モルタルを使う湿式工法の外壁タイルでは、セメントに含まれている成分が雨などで溶け出し、結晶化して白華することがあります。目地材のモルタルは雨にさらされる部分なので、白華を完全に防ぐのは難しいです。
目地材なし外壁タイルなら白華する原因が無いので、見た目が変化してしまう心配がありません。
目地なし外壁タイルのデメリット
今までの外壁タイルで一般的だった目地材を無くす場合、デメリットがないのか気になる方も多いと思います。結論からお伝えすると、目地なし外壁にすることで特別なデメリットは発生しません。
昔の目地なし外壁タイルは、はがれやすいのがデメリットと言われていました。しかし、建築技術の進歩で今は改善されています。
目地なし外壁タイルがはがれやすいと言われていたのは、当時タイルを貼る接着剤の性能や施工方法が発展途上だったため、昔ながらのモルタル貼りより接着力が低かったことが理由です。前述したように目地材は接着力を補う役割も持っていたため、当時は目地なしだとはがれやすかったのです。

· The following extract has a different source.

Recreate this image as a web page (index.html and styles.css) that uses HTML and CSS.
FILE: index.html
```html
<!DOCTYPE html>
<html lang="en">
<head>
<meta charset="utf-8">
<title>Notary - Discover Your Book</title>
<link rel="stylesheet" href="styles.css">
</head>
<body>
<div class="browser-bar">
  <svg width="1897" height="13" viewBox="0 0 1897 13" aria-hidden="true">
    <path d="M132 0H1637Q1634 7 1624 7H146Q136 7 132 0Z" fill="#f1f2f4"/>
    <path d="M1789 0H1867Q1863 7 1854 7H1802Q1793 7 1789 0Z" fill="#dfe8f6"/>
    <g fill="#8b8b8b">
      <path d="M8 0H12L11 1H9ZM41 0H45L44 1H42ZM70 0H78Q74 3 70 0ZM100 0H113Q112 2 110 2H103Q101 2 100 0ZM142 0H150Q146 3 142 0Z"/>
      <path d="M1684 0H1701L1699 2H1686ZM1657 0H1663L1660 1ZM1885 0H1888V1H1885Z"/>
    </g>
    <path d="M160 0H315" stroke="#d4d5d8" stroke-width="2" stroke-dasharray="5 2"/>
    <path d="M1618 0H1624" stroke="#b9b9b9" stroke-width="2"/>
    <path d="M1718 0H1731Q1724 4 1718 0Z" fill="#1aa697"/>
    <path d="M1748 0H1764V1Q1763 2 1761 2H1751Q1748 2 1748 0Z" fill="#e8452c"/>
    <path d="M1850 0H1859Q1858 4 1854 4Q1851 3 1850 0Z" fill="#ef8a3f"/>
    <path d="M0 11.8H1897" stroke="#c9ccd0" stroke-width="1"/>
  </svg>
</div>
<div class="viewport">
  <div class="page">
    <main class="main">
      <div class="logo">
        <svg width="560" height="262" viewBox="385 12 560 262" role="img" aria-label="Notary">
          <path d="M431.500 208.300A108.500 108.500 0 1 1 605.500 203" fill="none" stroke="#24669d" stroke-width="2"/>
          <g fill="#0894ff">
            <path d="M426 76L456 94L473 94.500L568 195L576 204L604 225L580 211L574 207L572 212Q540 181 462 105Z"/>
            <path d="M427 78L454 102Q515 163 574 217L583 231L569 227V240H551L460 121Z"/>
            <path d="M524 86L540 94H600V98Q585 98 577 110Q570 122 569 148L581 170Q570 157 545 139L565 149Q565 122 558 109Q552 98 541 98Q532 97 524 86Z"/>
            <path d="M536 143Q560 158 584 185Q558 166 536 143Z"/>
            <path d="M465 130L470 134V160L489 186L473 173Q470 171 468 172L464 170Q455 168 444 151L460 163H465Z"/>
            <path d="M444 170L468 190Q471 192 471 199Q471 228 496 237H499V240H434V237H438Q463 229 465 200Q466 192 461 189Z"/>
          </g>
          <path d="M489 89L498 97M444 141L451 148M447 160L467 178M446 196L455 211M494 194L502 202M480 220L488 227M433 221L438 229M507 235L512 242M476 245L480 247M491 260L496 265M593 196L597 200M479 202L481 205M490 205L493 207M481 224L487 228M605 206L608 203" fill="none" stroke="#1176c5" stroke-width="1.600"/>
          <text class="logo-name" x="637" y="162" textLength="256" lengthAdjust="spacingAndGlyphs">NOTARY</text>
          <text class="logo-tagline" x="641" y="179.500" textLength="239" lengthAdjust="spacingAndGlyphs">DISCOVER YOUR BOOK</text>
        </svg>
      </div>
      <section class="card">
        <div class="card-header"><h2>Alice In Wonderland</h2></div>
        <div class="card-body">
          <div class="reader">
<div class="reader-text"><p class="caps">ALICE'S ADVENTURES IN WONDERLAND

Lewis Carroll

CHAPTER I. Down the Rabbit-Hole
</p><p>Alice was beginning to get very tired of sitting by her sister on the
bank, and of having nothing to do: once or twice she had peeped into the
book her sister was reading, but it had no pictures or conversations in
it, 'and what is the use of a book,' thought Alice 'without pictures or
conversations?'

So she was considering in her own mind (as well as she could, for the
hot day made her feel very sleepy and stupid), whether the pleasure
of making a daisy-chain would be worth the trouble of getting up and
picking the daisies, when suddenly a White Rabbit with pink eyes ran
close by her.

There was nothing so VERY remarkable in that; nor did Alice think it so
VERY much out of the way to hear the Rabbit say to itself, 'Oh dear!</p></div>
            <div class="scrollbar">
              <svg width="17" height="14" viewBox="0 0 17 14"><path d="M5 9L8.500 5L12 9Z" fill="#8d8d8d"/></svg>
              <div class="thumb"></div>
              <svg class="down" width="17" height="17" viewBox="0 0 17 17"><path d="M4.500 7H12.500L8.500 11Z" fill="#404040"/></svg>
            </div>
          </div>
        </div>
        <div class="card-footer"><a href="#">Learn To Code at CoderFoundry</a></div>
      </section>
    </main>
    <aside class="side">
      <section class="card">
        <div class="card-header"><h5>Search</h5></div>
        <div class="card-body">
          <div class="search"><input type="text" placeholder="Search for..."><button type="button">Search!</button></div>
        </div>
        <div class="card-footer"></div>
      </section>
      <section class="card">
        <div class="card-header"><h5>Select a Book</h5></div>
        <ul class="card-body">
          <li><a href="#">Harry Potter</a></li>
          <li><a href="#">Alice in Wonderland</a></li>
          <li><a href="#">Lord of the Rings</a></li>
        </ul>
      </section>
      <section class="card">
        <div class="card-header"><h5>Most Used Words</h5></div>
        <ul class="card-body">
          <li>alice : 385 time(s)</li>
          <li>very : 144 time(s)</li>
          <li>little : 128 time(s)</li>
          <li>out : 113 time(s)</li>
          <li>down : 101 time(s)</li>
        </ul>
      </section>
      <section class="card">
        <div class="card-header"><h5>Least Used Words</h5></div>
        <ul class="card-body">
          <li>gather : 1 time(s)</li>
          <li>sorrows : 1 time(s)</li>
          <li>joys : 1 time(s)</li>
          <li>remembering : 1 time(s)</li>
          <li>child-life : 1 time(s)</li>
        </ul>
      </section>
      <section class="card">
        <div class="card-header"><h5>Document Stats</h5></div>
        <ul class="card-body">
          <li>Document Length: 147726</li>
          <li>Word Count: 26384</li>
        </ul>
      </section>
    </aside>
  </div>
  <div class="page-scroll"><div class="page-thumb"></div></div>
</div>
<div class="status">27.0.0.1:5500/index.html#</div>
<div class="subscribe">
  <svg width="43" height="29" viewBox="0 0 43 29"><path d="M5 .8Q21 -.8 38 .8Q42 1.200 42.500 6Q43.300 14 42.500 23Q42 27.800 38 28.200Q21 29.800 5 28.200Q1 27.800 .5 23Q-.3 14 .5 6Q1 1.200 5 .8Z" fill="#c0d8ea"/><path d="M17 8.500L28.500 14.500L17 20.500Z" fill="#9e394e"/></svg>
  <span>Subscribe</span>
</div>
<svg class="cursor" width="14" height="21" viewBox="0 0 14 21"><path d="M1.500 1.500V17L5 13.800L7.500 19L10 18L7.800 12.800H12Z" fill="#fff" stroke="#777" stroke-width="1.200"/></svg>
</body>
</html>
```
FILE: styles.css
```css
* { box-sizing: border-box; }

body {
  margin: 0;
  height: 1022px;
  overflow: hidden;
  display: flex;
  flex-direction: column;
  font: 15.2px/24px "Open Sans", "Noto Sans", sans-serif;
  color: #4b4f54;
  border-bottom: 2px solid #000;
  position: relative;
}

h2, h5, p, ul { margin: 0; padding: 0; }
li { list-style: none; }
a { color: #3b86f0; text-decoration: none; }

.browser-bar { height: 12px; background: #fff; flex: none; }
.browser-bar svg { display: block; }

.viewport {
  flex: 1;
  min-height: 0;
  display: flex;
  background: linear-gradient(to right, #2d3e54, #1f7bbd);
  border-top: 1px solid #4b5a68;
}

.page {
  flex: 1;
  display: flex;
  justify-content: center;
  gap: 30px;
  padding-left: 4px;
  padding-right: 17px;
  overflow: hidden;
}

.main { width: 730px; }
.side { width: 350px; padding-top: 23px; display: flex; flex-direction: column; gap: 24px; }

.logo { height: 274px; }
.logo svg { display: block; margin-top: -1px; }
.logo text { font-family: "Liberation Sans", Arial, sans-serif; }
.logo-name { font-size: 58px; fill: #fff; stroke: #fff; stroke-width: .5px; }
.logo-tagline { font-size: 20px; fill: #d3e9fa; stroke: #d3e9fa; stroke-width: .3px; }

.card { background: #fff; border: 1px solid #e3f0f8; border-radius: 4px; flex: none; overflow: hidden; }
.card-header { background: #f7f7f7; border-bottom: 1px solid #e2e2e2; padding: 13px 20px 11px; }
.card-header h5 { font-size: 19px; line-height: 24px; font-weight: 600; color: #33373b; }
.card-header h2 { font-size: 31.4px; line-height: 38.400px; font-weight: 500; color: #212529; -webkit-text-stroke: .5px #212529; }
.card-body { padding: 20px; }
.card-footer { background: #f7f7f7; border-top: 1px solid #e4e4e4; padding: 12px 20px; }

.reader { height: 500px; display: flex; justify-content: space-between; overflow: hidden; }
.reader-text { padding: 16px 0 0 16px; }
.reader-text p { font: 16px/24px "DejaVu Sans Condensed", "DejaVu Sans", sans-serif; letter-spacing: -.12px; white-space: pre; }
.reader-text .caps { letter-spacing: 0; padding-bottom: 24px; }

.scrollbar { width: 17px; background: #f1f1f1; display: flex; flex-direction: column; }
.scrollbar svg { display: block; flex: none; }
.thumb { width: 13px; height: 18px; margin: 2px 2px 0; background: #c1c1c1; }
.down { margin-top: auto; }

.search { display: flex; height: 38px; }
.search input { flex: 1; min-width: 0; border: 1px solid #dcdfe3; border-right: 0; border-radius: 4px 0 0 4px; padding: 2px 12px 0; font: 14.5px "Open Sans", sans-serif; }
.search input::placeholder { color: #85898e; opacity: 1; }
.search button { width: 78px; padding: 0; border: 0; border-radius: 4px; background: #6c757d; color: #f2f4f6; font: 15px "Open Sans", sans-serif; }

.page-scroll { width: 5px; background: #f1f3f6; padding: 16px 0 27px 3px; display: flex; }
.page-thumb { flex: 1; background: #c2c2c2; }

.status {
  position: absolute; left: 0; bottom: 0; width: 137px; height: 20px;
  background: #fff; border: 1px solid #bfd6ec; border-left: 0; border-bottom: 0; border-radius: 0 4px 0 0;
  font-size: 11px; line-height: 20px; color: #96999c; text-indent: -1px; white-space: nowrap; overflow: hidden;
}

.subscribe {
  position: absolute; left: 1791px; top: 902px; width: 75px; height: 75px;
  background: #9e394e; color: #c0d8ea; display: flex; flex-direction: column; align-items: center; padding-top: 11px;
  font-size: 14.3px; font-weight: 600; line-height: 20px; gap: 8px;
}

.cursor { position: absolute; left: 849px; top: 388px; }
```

しかし今は接着剤の性能と耐久性がアップしているため、目地なしでもはがれやすくなることはありません。むしろ昔からずっと使われているセメントより、接着剤の方がはがれにくいと言われています。
まとめると、現代の建築技術なら目地なし外壁タイルのデメリットはありませんので安心してください。
まとめ
今回は外壁タイルの「目地」について詳しく解説しました。これから外壁タイルの家を建てるなら、新しい「乾式工法」で目地なし仕上げを選ぶのがおすすめです。
目地なし施工は、耐久性・メンテナンス費用・デザイン性などさまざまなメリットがあります。住宅会社によって外壁タイルの施工方法は違いますので、目地にも注目して選んでみてください。